Opinion: Invest in violence prevention, not policing

Tiffany Cabán. AP PHOTO/FRANK FRANKLIN II.

Tiffany Cabán. AP PHOTO/FRANK FRANKLIN II.

By Tiffany Cabán

As the tenth year of Peace Week wraps up, it’s time for New York to tackle violence as a public health issue and commit resources to build the infrastructure necessary to keep communities safe. For too long, too many lawmakers have been preoccupied with the optics of public safety at the expense of the actual safety of Black, Brown and poor communities.

The current strategies of over-policing and mass incarceration give the illusion of safety and make for news media b-roll that promotes a false good guy vs. bad guy narrative. Community-led violence prevention programs decrease violence and save lives. The choice for which to fund is obvious.

The effectiveness of violence prevention programs isn’t speculation. In 1996, Boston saw a 63% decrease in youth gun violence when it implemented Operation Ceasefire, a program, that utilized peer-to-peer interventions, and social services. The city went 29 months without a youth homicide, in what was dubbed the “Boston Miracle.”

Beantown is no anomaly. Baltimore’s Safe Streets program cut youth violence by more than 50 percent in certain neighborhoods. Similar violence prevention programs have dramatically reduced violence in California, Indiana, and Ohio.

New York has success stories of its own. A $36 million investment in violence interruption groups from the Crisis Management System led to a 15 percent drop in shootings in 17 precincts in New York City in 2017 and a 41 percent reduction in shootings from 2013-2018.

Violence prevention nonprofits like Life Camp, Inc., Cure Violence, Operation H.O.O.D., and Man Up! have documented and demonstrable success, achieving decreases in violence that increased policing and mass incarceration not only don’t accomplish but exacerbate. Despite this, the city and state still aren’t equipping these organizations with the resources needed to put an end to violence.

What we are seeing is New York officials talk out of both sides of their mouth when it comes to violence prevention. Elected officials will rightly applaud the success of violence interruption programs while wrongly increasing a police presence at subway stations in Black and Brown neighborhoods to the tune of $250 million over a four year period. For that quarter-billion return on investment, a string of viral videos of police standing around subways looking like an occupation force, guns drawn on unarmed teenagers, and the arrest of a churro vendor.

If we’re serious about really addressing violence, it’s time to do what works -- what we know works.
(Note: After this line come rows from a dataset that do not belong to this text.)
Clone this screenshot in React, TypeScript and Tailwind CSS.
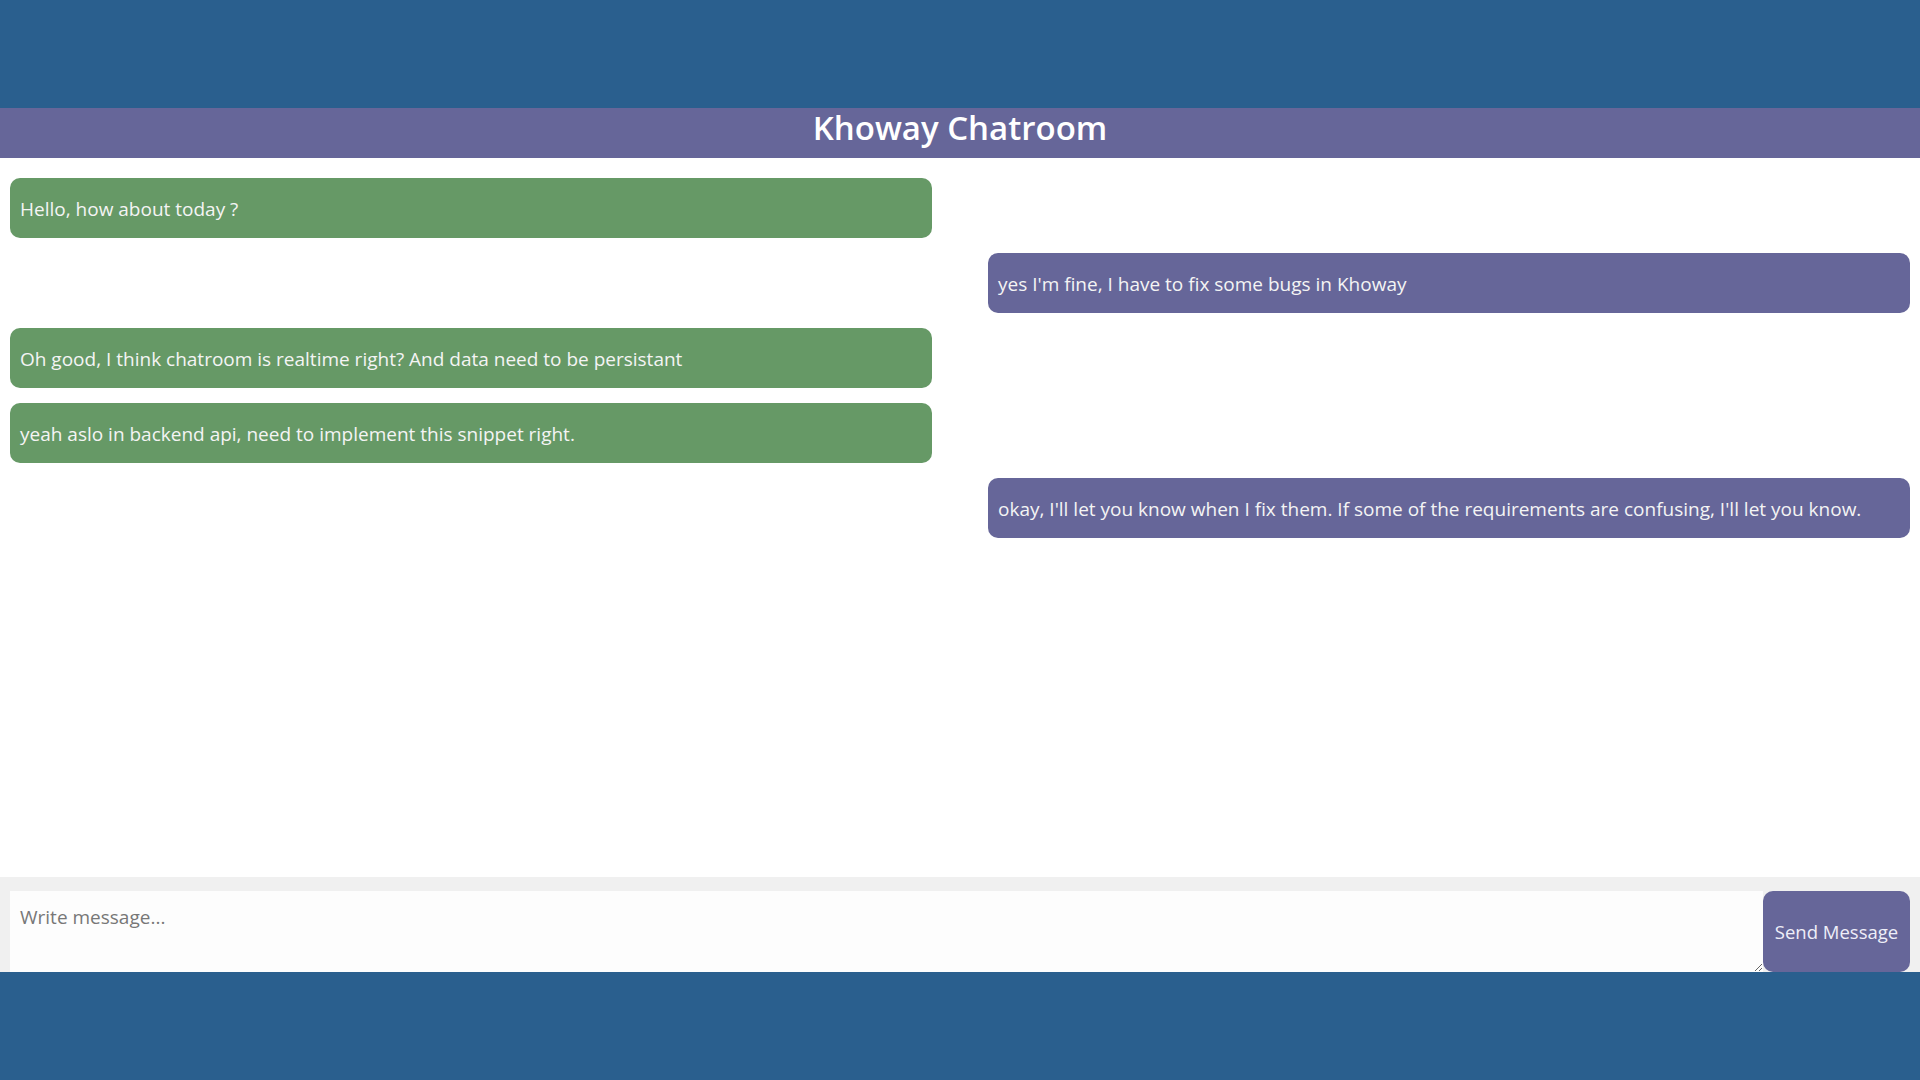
import React from "react";

type Msg = { text: string; mine: boolean };

const messages: Msg[] = [
  { text: "Hello, how about today ?", mine: false },
  { text: "yes I'm fine, I have to fix some bugs in Khoway", mine: true },
  { text: "Oh good, I think chatroom is realtime right? And data need to be persistant", mine: false },
  { text: "yeah aslo in backend api, need to implement this snippet right.", mine: false },
  {
    text: "okay, I'll let you know when I fix them. If some of the requirements are confusing, I'll let you know.",
    mine: true,
  },
];

export default function App() {
  return (
    <div
      className="min-h-screen bg-[#2a5f8e] pt-[108px]"
      style={{ fontFamily: '"Open Sans", "Noto Sans", sans-serif' }}
    >
      <div className="flex h-[864px] flex-col bg-white">
        <header className="flex h-[50px] items-start justify-center bg-[#666699] pt-[3px]">
          <h1 className="text-[33px] font-semibold leading-none text-white">Khoway Chatroom</h1>
        </header>

        <main className="flex flex-1 flex-col gap-[15px] bg-white px-[10px] pt-[20px]">
          {messages.map((m, i) => (
            <div
              key={i}
              className={`flex h-[60px] w-[922px] items-center rounded-[10px] px-[10px] pt-[2px] text-[19px] text-[#f4f4f4] ${
                m.mine ? "self-end bg-[#666699]" : "self-start bg-[#669966]"
              }`}
            >
              {m.text}
            </div>
          ))}
        </main>

        <footer className="flex h-[95px] items-start bg-[#f0f0f0] px-[10px] pt-[14px]">
          <textarea
            placeholder="Write message..."
            className="h-[81px] flex-1 resize-y bg-[#fdfdfd] px-[10px] py-[12px] text-[19px] text-[#333] outline-none placeholder:text-[#777]"
          />
          <button className="h-[81px] w-[147px] rounded-[10px] bg-[#666699] text-[18.5px] text-[#eeeef8]">
            Send Message
          </button>
        </footer>
      </div>
    </div>
  );
}
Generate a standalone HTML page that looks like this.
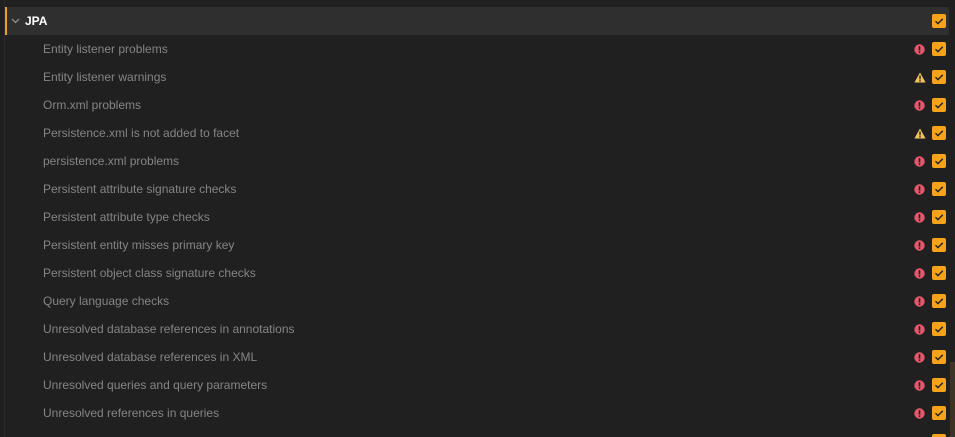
<!DOCTYPE html>
<html><head><meta charset="utf-8"><style>
html,body{margin:0;padding:0;width:955px;height:437px;overflow:hidden;background:#202020;font-family:"Liberation Sans",sans-serif;}
#wrap{position:relative;width:955px;height:437px;overflow:hidden}
.vline{position:absolute;left:4px;top:0;width:1px;height:437px;background:#2b2b2b}
.row{position:absolute;left:5px;width:944px;height:28px}
.hdr{background:#2f2f2f}
.bar{position:absolute;left:0;top:0;width:2px;height:28px;background:#f0a020}
.lbl{position:absolute;left:38px;top:7px;font-size:12px;color:#858585;white-space:nowrap}
.hl{position:absolute;left:20px;top:7px;font-size:12px;color:#fff;font-weight:bold}
.cb{position:absolute;left:927px;top:7px;width:14px;height:14px;background:#f7a21b;border-radius:2px}
.cb svg{position:absolute;left:0;top:0}
.ic{position:absolute;left:909px;top:7px}
.sb{position:absolute;left:950px;top:362px;width:5px;height:75px;background:#3d3425}
</style></head><body><div id="wrap">
<div class="vline"></div>
<div class="sb"></div>
<div class="row" style="top:-21px"><div class="cb"><svg width="14" height="14"><path d="M3.5 7.2 L6 9.6 L10.8 4.8" stroke="#222" stroke-width="1.4" fill="none"/></svg></div></div>
<div class="row hdr" style="top:7px"><div class="bar"></div>
<svg style="position:absolute;left:6px;top:11px" width="9" height="6"><path d="M1 1 L4.5 4.5 L8 1" stroke="#999" stroke-width="1.2" fill="none"/></svg>
<div class="hl">JPA</div>
<div class="cb"><svg width="14" height="14"><path d="M3.5 7.2 L6 9.6 L10.8 4.8" stroke="#222" stroke-width="1.4" fill="none"/></svg></div></div>
<div id="rows"></div>
<div class="row" style="top:427px"><div class="cb"><svg width="14" height="14"><path d="M3.5 7.2 L6 9.6 L10.8 4.8" stroke="#222" stroke-width="1.4" fill="none"/></svg></div></div>
</div>
<script>
var items=[["Entity listener problems","e"],["Entity listener warnings","w"],["Orm.xml problems","e"],["Persistence.xml is not added to facet","w"],["persistence.xml problems","e"],["Persistent attribute signature checks","e"],["Persistent attribute type checks","e"],["Persistent entity misses primary key","e"],["Persistent object class signature checks","e"],["Query language checks","e"],["Unresolved database references in annotations","e"],["Unresolved database references in XML","e"],["Unresolved queries and query parameters","e"],["Unresolved references in queries","e"]];
var err='<svg width="11" height="11"><circle cx="5.5" cy="5.5" r="5.2" fill="#e8566b"/><rect x="4.7" y="2.2" width="1.6" height="4.4" fill="#202020"/><rect x="4.7" y="7.4" width="1.6" height="1.6" fill="#202020"/></svg>';
var warn='<svg width="12" height="11"><path d="M6 0.5 L11.6 10.5 L0.4 10.5 Z" fill="#f2c55c"/><rect x="5.3" y="3.5" width="1.4" height="4" fill="#202020"/><rect x="5.3" y="8.2" width="1.4" height="1.4" fill="#202020"/></svg>';
var h='';
items.forEach(function(it,i){
h+='<div class="row" style="top:'+(35+i*28)+'px"><div class="lbl">'+it[0]+'</div><div class="ic">'+(it[1]=="e"?err:warn)+'</div><div class="cb"><svg width="14" height="14"><path d="M3.5 7.2 L6 9.6 L10.8 4.8" stroke="#222" stroke-width="1.4" fill="none"/></svg></div></div>';
});
document.getElementById('rows').innerHTML=h;
</script>
</body></html>
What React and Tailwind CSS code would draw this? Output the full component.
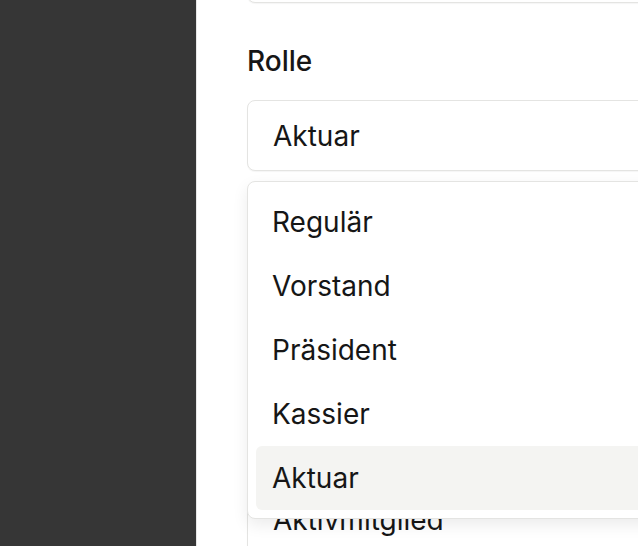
import React from "react";

const roles = ["Regulär", "Vorstand", "Präsident", "Kassier", "Aktuar"];

const Field = ({ value, className = "" }) => (
  <div
    className={`h-[71px] w-[520px] flex items-center pl-[25px] rounded-lg border border-[#e4e4e2] bg-white shadow-[0_1px_1px_rgba(0,0,0,0.04)] text-[28px] text-[#161616] ${className}`}
  >
    {value}
  </div>
);

const App = () => {
  const selected = "Aktuar";

  return (
    <div
      className="flex h-[546px] w-[638px] overflow-hidden bg-white"
      style={{ fontFamily: "Inter, 'Noto Sans', sans-serif" }}
    >
      <aside className="w-[196px] shrink-0 bg-[#363636]" />

      <main className="relative flex-1 border-l border-[#e6e6e6] pl-[50px]">
        <Field value="" className="-mt-[68px]" />

        <label className="mt-[38px] block h-[40px] text-[28px] font-medium leading-[40px] text-[#161616]">
          Rolle
        </label>

        <Field value={selected} className="mt-[19px]" />

        {/* next field, mostly hidden under the open menu */}
        <div className="mt-[313px]">
          <Field value="Aktivmitglied" />
        </div>

        <div className="absolute left-[50px] top-[181px] w-[520px] rounded-lg border border-[#e4e4e2] bg-white p-2 shadow-[0_6px_16px_rgba(0,0,0,0.08)]">
          {roles.map((role) => (
            <div
              key={role}
              className={`flex h-[64px] items-center rounded-md pl-[16px] text-[28px] text-[#161616] ${
                role === selected ? "bg-[#f4f4f2]" : ""
              }`}
            >
              {role}
            </div>
          ))}
        </div>
      </main>
    </div>
  );
};

export default App;
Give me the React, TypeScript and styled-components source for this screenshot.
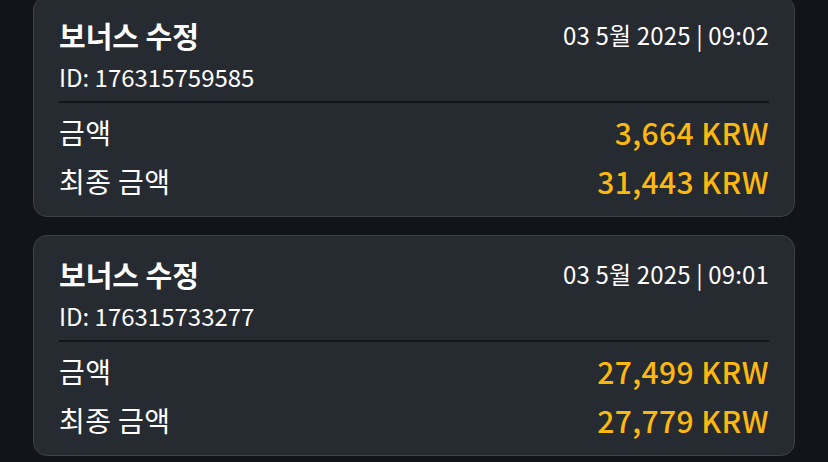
import styled, { createGlobalStyle } from 'styled-components'
import React from 'react'

const GlobalStyle = createGlobalStyle`
  html, body {
    margin: 0;
    padding: 0;
    background: #11151b;
  }
  body {
    font-family: 'Noto Sans CJK KR', 'Noto Sans', sans-serif;
    color: #ffffff;
  }
`

const Page = styled.div`
  width: 828px;
  height: 462px;
  overflow: hidden;
  padding: 0 33px;
  box-sizing: border-box;
`

const List = styled.div`
  display: flex;
  flex-direction: column;
  gap: 18px;
  margin-top: -4px;
`

const Card = styled.div`
  background: #262a31;
  border: 1px solid #3f4146;
  border-radius: 14px;
  padding: 18px 25px 11px;
`

const Header = styled.div`
  display: flex;
  justify-content: space-between;
  align-items: center;
  height: 40px;
`

const Title = styled.div`
  font-size: 29px;
  font-weight: 700;
  line-height: 40px;
`

const DateText = styled.div`
  font-size: 24px;
  line-height: 40px;
  letter-spacing: 0.15px;
`

const IdText = styled.div`
  margin-top: 4px;
  font-size: 24px;
  line-height: 36px;
  padding-bottom: 6px;
  border-bottom: 2px solid #12151a;
`

const Rows = styled.div`
  display: flex;
  flex-direction: column;
  padding-top: 4px;
`

const Row = styled.div`
  display: flex;
  justify-content: space-between;
  align-items: center;
  height: 49px;
`

const Label = styled.span`
  font-size: 28px;
  letter-spacing: 0.4px;
`

const Amount = styled.span`
  font-size: 30px;
  font-weight: 500;
  letter-spacing: 0.4px;
  color: #fbb80f;
`

interface Entry {
  id: string
  date: string
  amount: string
  total: string
}

const entries: Entry[] = [
  { id: '176315759585', date: '03 5월 2025 | 09:02', amount: '3,664 KRW', total: '31,443 KRW' },
  { id: '176315733277', date: '03 5월 2025 | 09:01', amount: '27,499 KRW', total: '27,779 KRW' },
]

const App = () => {
  return (
    <>
      <GlobalStyle />
      <Page>
        <List>
          {entries.map((e) => (
            <Card key={e.id}>
              <Header>
                <Title>보너스 수정</Title>
                <DateText>{e.date}</DateText>
              </Header>
              <IdText>ID: {e.id}</IdText>
              <Rows>
                <Row>
                  <Label>금액</Label>
                  <Amount>{e.amount}</Amount>
                </Row>
                <Row>
                  <Label>최종 금액</Label>
                  <Amount>{e.total}</Amount>
                </Row>
              </Rows>
            </Card>
          ))}
        </List>
      </Page>
    </>
  )
}

export default App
We need a 1:1 ratio of violence interrupters -- community members who mediate and deescalate conflicts -- to youth at risk of gun violence.

Violence interrupters succeed where police and prisons fail because peace workers have a real investment in violence prevention outcomes. These front line workers have experienced the traumatic impact of violence and have done the work necessary to make themselves and their communities whole in its aftermath.

As Erica Ford, CEO and Founder of LIFE Camp, Inc. said, “This is not a job, this is my life.” Peace workers live in the areas they serve. There is no such thing as off the clock. Success or failure is a matter of literal life or death, not just stat lines in a research paper.

Proponents of increased policing, mass incarceration, and pretrial detention present the city and state with a false choice. It is not a question of either preventing crime or expanding community-minded models of violence prevention. The answer is preventing crimes and expanding community-minded models of violence prevention.

Public Advocate Jumaane Williams laid out the case for doing what works at the beginning of this year’s Peace Week.

“What I’m asking everybody, to join us in a revolutionary form of peace,” he said. “In a form of peace that actually works. A peace that does not mean 500 extra police officers in the subways. A peace that does not mean to peel back the gains that we’ve gotten from bail reform. A peace that does not mean we have to lock up as many black and brown people as humanly possible.”

To be clear, a real model of addressing violence as a matter of public health also involves transformational and targeted investments in housing, education, and employment for those who have been intentionally neglected and left in peril as other areas of the state have been given the tools and investments to prosper.

But a good place to start is asking why we have a million-dollar budget for proven violence prevention programs, but a billion-dollar budget for prisons and policing?

As we celebrate a decade of Peace Week, let’s build the infrastructure needed to keep us all safe and invest in the programs and people that work - that save lives.

Tiffany Cabán is a career public defender and former candidate for district attorney in Queens, New York. She is currently a national political organizer with the Working Families Party.